Understanding The Odds Odds are expressed as for and against. The odds of a coin flip are 1 to 1 or even. They are even because you are as likely to get a heads as a tail when you flip a coin. If the odds of a voter are 1 to 1 they are as likely to vote as not to vote. If the odds of a voter are 2 to 1, then they are twice as likely to vote as not to vote. If the odds of a voter are 1 to 2, they they are twice as likely not to vote as to vote.
Odds of Voting Voting odds are expressed as voted (o) and not voted (1). The chart (Figure 1) was created from voting data collected by individual states for the last general election (November 2014). It models the likelihood of a person voting by age (blue line). There is not much argument that the odds of a person voting increases with age. What logistic regression helps to do is to quantify the likelihood or odds.
Remember the odds of flipping a coin are 1 to 1 or even. As you can see, 18 to 39 year olds were more likely not to vote than to vote in the last general election (November 2014). Their odds are under the 1 to 1 line or the even money line. After the age of 40 the odds improve with age
The odds of person in their 80's voting is 7 to 1. That means they are 7 times more likely to vote than not to vote. The odds of a person in their 20's is .50 (or 1 to 2). That means 20 year olds were twice as likely not to vote as to vote in the 2014 election. We can quantify the differences between any two age groups. An 80 year old is 14 times ( 7 divided by .50) more likely to vote than someone in their 20's.
Odds Across Time Logistic regression allows comparison over time. In the 2008 general election (when President Obama was first elected), the odds for someone in their twenties to vote was 1 to 1 or even money. They were as likely to vote as not to vote. But by the 2014 midterm election their odds dropped to 1 to 2. They were twice as likely not to vote as to vote.
Voting Models Voting models can be complex. In this article I only discussed the odds of voting or not voting. In future articles, I plan on presenting models that help predict if a person votes, what are the odds they will vote for a specific candidate. These models include a lot of variables beyond age. They include income, education, geography, and gender to name a few. They can also include more discrete variables such as do they listen to NPR or Fox News.
Summary In all honesty, the math for logistics regression can be messy and hard to understand.

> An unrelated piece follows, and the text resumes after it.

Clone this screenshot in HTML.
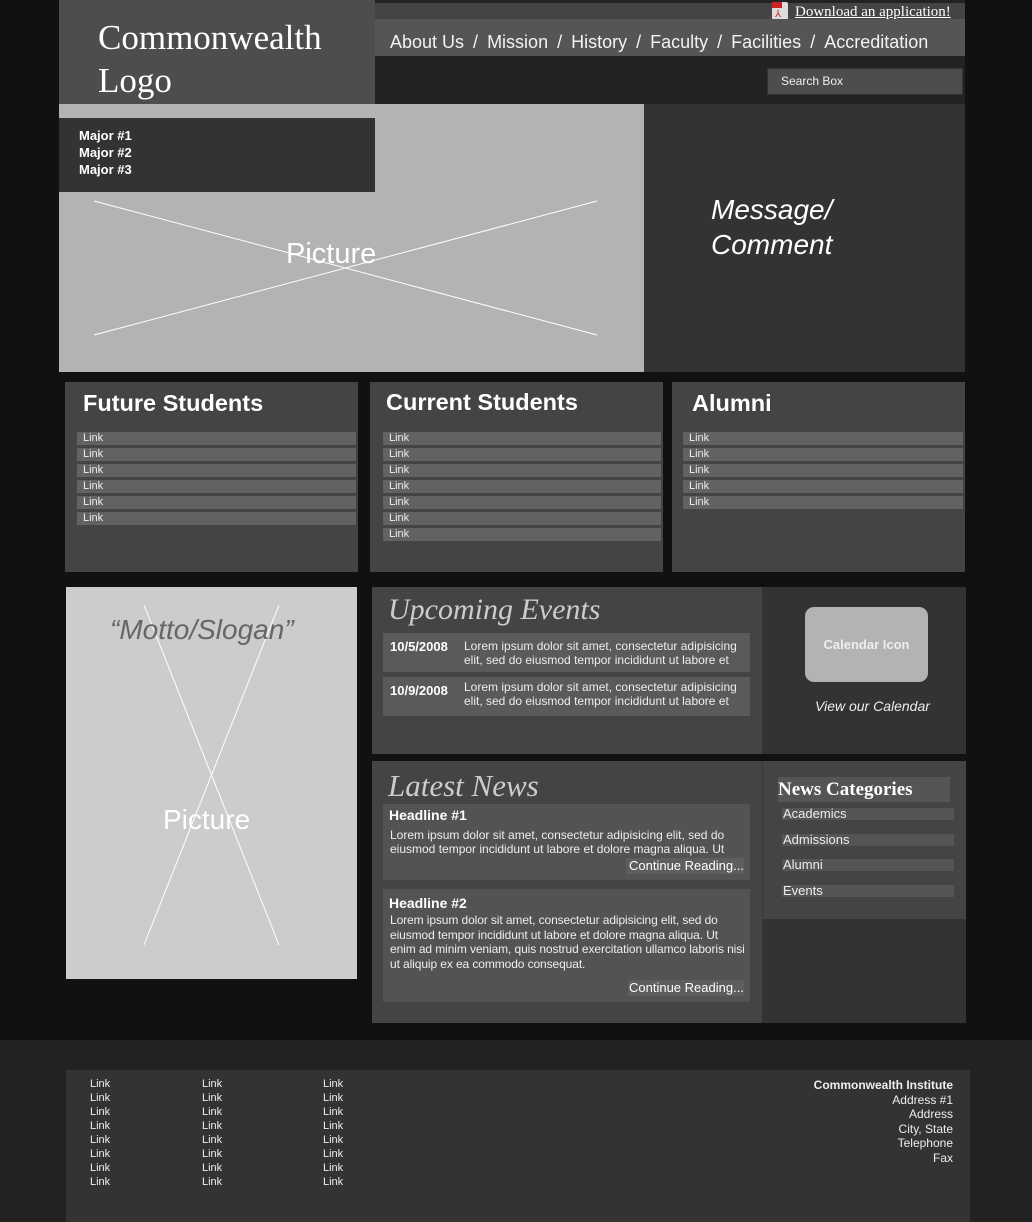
<!DOCTYPE html>
<html><head><style>
*{margin:0;padding:0;box-sizing:border-box}
body{width:1032px;height:1222px;background:#111;position:relative;overflow:hidden;font-family:"Liberation Sans",sans-serif;color:#fff}
.a{position:absolute}
.lk{position:absolute;height:13px;background:#626262;font-size:11px;line-height:12px;padding-left:6px;color:#eee}
.nav span{margin:0 9px}
.cat{position:absolute;left:20px;width:172px;height:12px;background:#555;font-size:13px;line-height:12px;padding-left:1px;color:#eee}
.fl{position:absolute;font-size:11px;line-height:14px;color:#eee}
</style></head><body>
<div class="a" style="left:375px;top:0;width:590px;height:104px;background:#222"></div>
<div class="a" style="left:375px;top:3px;width:590px;height:16px;background:#444"></div>
<div class="a" style="left:772px;top:2px;width:16px;height:18px;background:#ddd;border-radius:2px"><div style="position:absolute;left:0;top:0;width:10px;height:6px;background:#c22"></div><div style="position:absolute;left:3px;top:8px;color:#c22;font-size:10px;line-height:10px">⅄</div></div>
<div class="a" style="left:795px;top:4px;font-family:'Liberation Serif',serif;font-size:15px;text-decoration:underline;color:#fff">Download an application!</div>
<div class="a nav" style="left:375px;top:19px;width:590px;height:37px;background:#555;font-size:18px;line-height:46px;padding-left:15px;white-space:nowrap;color:#f2f2f2">About Us<span>/</span>Mission<span>/</span>History<span>/</span>Faculty<span>/</span>Facilities<span>/</span>Accreditation</div>
<div class="a" style="left:767px;top:68px;width:196px;height:27px;background:#4d4d4d;border:1px solid #333;font-size:12px;line-height:25px;padding-left:13px;color:#eee">Search Box</div>
<div class="a" style="left:59px;top:0;width:316px;height:118px;background:#4d4d4d;font-family:'Liberation Serif',serif;font-size:35px;line-height:43px;padding:16px 0 0 39px;color:#fff">Commonwealth<br>Logo</div>
<div class="a" style="left:59px;top:104px;width:585px;height:268px;background:#b3b3b3;overflow:hidden">
<svg width="585" height="268" style="position:absolute;left:0;top:0"><line x1="35" y1="97" x2="538" y2="231" stroke="#fff"/><line x1="35" y1="231" x2="538" y2="97" stroke="#fff"/></svg>
<div class="a" style="left:227px;top:134px;font-size:29px">Picture</div></div>
<div class="a" style="left:59px;top:118px;width:316px;height:74px;background:#333;font-size:13px;font-weight:bold;line-height:17px;padding:9px 0 0 20px">Major #1<br>Major #2<br>Major #3</div>
<div class="a" style="left:644px;top:104px;width:321px;height:268px;background:#333;font-size:28px;font-style:italic;line-height:35px;padding:88px 0 0 67px">Message/<br>Comment</div>

<div class="a" style="left:65px;top:382px;width:293px;height:190px;background:#444"><div class="a" style="left:18px;top:8px;font-size:23.5px;font-weight:bold">Future Students</div></div>
<div class="a" style="left:370px;top:382px;width:293px;height:190px;background:#444"><div class="a" style="left:16px;top:7px;font-size:23.5px;font-weight:bold">Current Students</div></div>
<div class="a" style="left:672px;top:382px;width:293px;height:190px;background:#444"><div class="a" style="left:20px;top:8px;font-size:23.5px;font-weight:bold">Alumni</div></div>
<div class="lk" style="left:77px;top:432px;width:279px">Link</div><div class="lk" style="left:77px;top:448px;width:279px">Link</div><div class="lk" style="left:77px;top:464px;width:279px">Link</div><div class="lk" style="left:77px;top:480px;width:279px">Link</div><div class="lk" style="left:77px;top:496px;width:279px">Link</div><div class="lk" style="left:77px;top:512px;width:279px">Link</div>
<div class="lk" style="left:383px;top:432px;width:278px">Link</div><div class="lk" style="left:383px;top:448px;width:278px">Link</div><div class="lk" style="left:383px;top:464px;width:278px">Link</div><div class="lk" style="left:383px;top:480px;width:278px">Link</div><div class="lk" style="left:383px;top:496px;width:278px">Link</div><div class="lk" style="left:383px;top:512px;width:278px">Link</div><div class="lk" style="left:383px;top:528px;width:278px">Link</div>
<div class="lk" style="left:683px;top:432px;width:280px">Link</div><div class="lk" style="left:683px;top:448px;width:280px">Link</div><div class="lk" style="left:683px;top:464px;width:280px">Link</div><div class="lk" style="left:683px;top:480px;width:280px">Link</div><div class="lk" style="left:683px;top:496px;width:280px">Link</div>

<div class="a" style="left:66px;top:587px;width:291px;height:392px;background:#ccc;overflow:hidden">
<svg width="291" height="392" style="position:absolute;left:0;top:0"><line x1="78" y1="18" x2="213" y2="358" stroke="#fff"/><line x1="78" y1="358" x2="213" y2="18" stroke="#fff"/></svg>
<div class="a" style="left:44px;top:27px;font-size:28px;font-style:italic;color:#666">“Motto/Slogan”</div>
<div class="a" style="left:97px;top:217px;font-size:28px">Picture</div></div>

<div class="a" style="left:372px;top:587px;width:390px;height:167px;background:#444">
<div class="a" style="left:16px;top:6px;font-family:'Liberation Serif',serif;font-style:italic;font-size:30px;color:#ccc">Upcoming Events</div>
<div class="a" style="left:11px;top:46px;width:367px;height:39px;background:#5a5a5a"></div>
<div class="a" style="left:11px;top:90px;width:367px;height:39px;background:#5a5a5a"></div>
<div class="a" style="left:18px;top:52px;font-size:13px;font-weight:bold">10/5/2008</div>
<div class="a" style="left:92px;top:52px;font-size:12px;line-height:14px;color:#eee">Lorem ipsum dolor sit amet, consectetur adipisicing<br>elit, sed do eiusmod tempor incididunt ut labore et</div>
<div class="a" style="left:18px;top:96px;font-size:13px;font-weight:bold">10/9/2008</div>
<div class="a" style="left:92px;top:93px;font-size:12px;line-height:14px;color:#eee">Lorem ipsum dolor sit amet, consectetur adipisicing<br>elit, sed do eiusmod tempor incididunt ut labore et</div>
</div>
<div class="a" style="left:762px;top:587px;width:204px;height:167px;background:#333">
<div class="a" style="left:43px;top:20px;width:123px;height:75px;background:#b3b3b3;border-radius:9px;font-size:13px;font-weight:bold;text-align:center;line-height:75px;color:#eee">Calendar Icon</div>
<div class="a" style="left:53px;top:111px;font-size:14px;font-style:italic;color:#eee">View our Calendar</div></div>

<div class="a" style="left:372px;top:761px;width:390px;height:262px;background:#444">
<div class="a" style="left:16px;top:7px;font-family:'Liberation Serif',serif;font-style:italic;font-size:31px;color:#ccc">Latest News</div>
<div class="a" style="left:11px;top:43px;width:367px;height:76px;background:#535353"></div>
<div class="a" style="left:17px;top:46px;font-size:14px;font-weight:bold">Headline #1</div>
<div class="a" style="left:18px;top:67px;font-size:12px;line-height:14px;color:#eee">Lorem ipsum dolor sit amet, consectetur adipisicing elit, sed do<br>eiusmod tempor incididunt ut labore et dolore magna aliqua. Ut</div>
<div class="a" style="left:254px;top:97px;width:118px;height:16px;background:#5e5e5e;font-size:13px;line-height:16px;padding-left:3px">Continue Reading...</div>
<div class="a" style="left:11px;top:128px;width:367px;height:113px;background:#535353"></div>
<div class="a" style="left:17px;top:134px;font-size:14px;font-weight:bold">Headline #2</div>
<div class="a" style="left:18px;top:152px;font-size:12px;line-height:14.5px;color:#eee;white-space:nowrap;letter-spacing:-0.1px">Lorem ipsum dolor sit amet, consectetur adipisicing elit, sed do<br>eiusmod tempor incididunt ut labore et dolore magna aliqua. Ut<br>enim ad minim veniam, quis nostrud exercitation ullamco laboris nisi<br>ut aliquip ex ea commodo consequat.</div>
<div class="a" style="left:256px;top:219px;width:116px;height:16px;background:#5e5e5e;font-size:13px;line-height:16px;padding-left:1px">Continue Reading...</div>
</div>
<div class="a" style="left:762px;top:761px;width:204px;height:262px;background:#333">
<div class="a" style="left:0;top:0;width:204px;height:158px;background:#444;border-left:1px solid #3a3a3a"></div>
<div class="a" style="left:16px;top:16px;width:172px;height:25px;background:#555;font-family:'Liberation Serif',serif;font-weight:bold;font-size:19px;line-height:26px;white-space:nowrap">News Categories</div>
<div class="cat" style="top:47px">Academics</div><div class="cat" style="top:73px">Admissions</div><div class="cat" style="top:98px">Alumni</div><div class="cat" style="top:124px">Events</div>
</div>

<div class="a" style="left:0;top:1040px;width:1032px;height:182px;background:#222"></div>
<div class="a" style="left:66px;top:1070px;width:904px;height:152px;background:#333">
<div class="fl" style="left:24px;top:7px">Link<br>Link<br>Link<br>Link<br>Link<br>Link<br>Link<br>Link</div>
<div class="fl" style="left:136px;top:7px">Link<br>Link<br>Link<br>Link<br>Link<br>Link<br>Link<br>Link</div>
<div class="fl" style="left:257px;top:7px">Link<br>Link<br>Link<br>Link<br>Link<br>Link<br>Link<br>Link</div>
<div class="fl" style="right:17px;top:8px;text-align:right;line-height:14.5px;font-size:12px"><b>Commonwealth Institute</b><br>Address #1<br>Address<br>City, State<br>Telephone<br>Fax</div>
</div>
</body></html>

You don't really need to understand the underlying mathematics to understand logistic regression. You just need to understand the odds.
I also use the terms odds and likelihood interchangeably. The reason is most people do not think in odds or probabilities, they think in likelihood. Likelihood is good enough because odds, probability, and likelihood all move in the same direction.
By the way, I have seen all the previous Mission Impossible movies, I am from the 70's, I grew up listening to Led Zeppelin, I am going to the Mission Impossible. In fact, I am going to go see the movie right after I post this article.
The Math I built the equation (Figure 2) for 2014 general election. I plan on creating a video that explains how the actual math is calculated. I used python script to derive the equation using nearly 2 million active registered voters. Again, if you are not familiar with logs or regression, then the math is going to be hard.
More On Odds In the movie Dumb and Dumber the character Lloyd, played by Jim Carrey, asks the attractive red head (Mary Swanson) what are my chances of getting together with her. Her eventual response is "one out of a million." Lloyds response is " so you're telling me there's a chance." Mary Swanson's character was played by Lauren Holly. In a bit of movie irony Lauren Holly and Jim Carrey would get married in 1996 (two years after the movie). So I guess he had a chance after all, but they divorced in 1997.